Kemenangan dharma atas adharma yang telah dirayakan setiap Galungan dan Kuningan hendaknyalah diserap dan dilaksanakan dalam kehidupan sehari-hari. Dharma tidaklah hanya diwacanakan tapi dilaksanakan, dalam kitab Sarasamuccaya (Sloka 43) disebutkan keutamaan dharma bagi orang yang melaksanakannya yaitu :

"Kuneng sang hyang dharma, mahas midering sahana, ndatan umaku sira, tan hanenakunira, tan sapa juga si lawanikang naha-nahan, tatan pahi lawan anak ning stri lanji, ikang tankinawruhan bapanya, rupaning tan hana umaku yanak, tan hana inakunya bapa, ri wetnyan durlaba ikang wenang mulahakena dharma kalinganika".

Artinya:
Adapun dharma itu, menyelusup dan mengelilingi seluruh yang ada, tidak ada yang mengakui, pun tidak ada yang diakuinya, serta tidak ada yang menegur atau terikat dengan sesuatu apapun, tidak ada bedanya dengan anak seorang perempuan tuna susila, yang tidak dikenal siapa bapaknya, rupa-rupanya tidak ada yang mengakui anak akan dia, pun tidak ada yang diakui bapa olehnya, perumpamaan ini diambil sebab sesungguhnya sangat sukar untuk dapat mengetahui dan melaksanakan dharma itu.

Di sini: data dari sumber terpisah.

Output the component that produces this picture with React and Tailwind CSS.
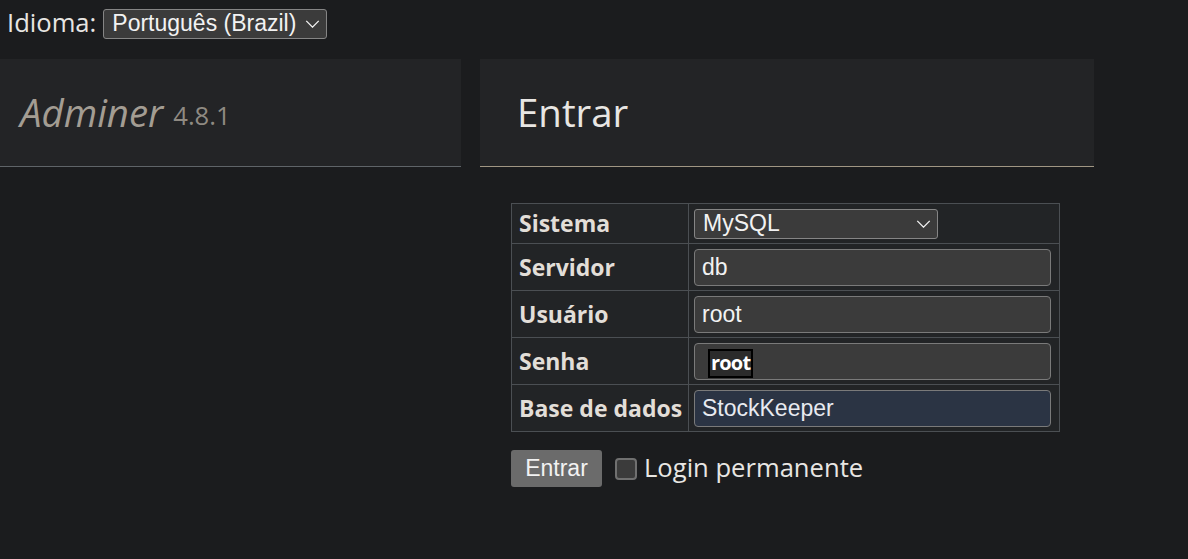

Di samping itu pula dharma sangatlah utama dan rahasia, hendaknyalah ia dicari dengan ketulusan hati secara terus-menerus. Sarasamuccaya (sloka 564) menyebutkan :

"Lawan ta waneh, atyanta ring gahana keta sanghyang dharma ngaranira, paramasuksma, tan pahi lawan tapakning iwak ring wwai, ndan pinet juga sire de sang pandita, kelan upasama pagwan kotsahan".

Artinya:

Lagi pula terlampau amat mulia dharma itu, amat rahasia pula, tidak bedanya dengan jejak ikan didalam air, namun dituntut juga oleh sang pandita dengan ketenangan, kesabaran, keteguhan hati terus diusahakan.

Demikianlah keutamaan dharma hendaknyalah diketahui, dipahami kemudian dilaksanakan sehingga menemukan siapa sesungguhnya jati diri kita. (WHD No. 436 Juni 2003).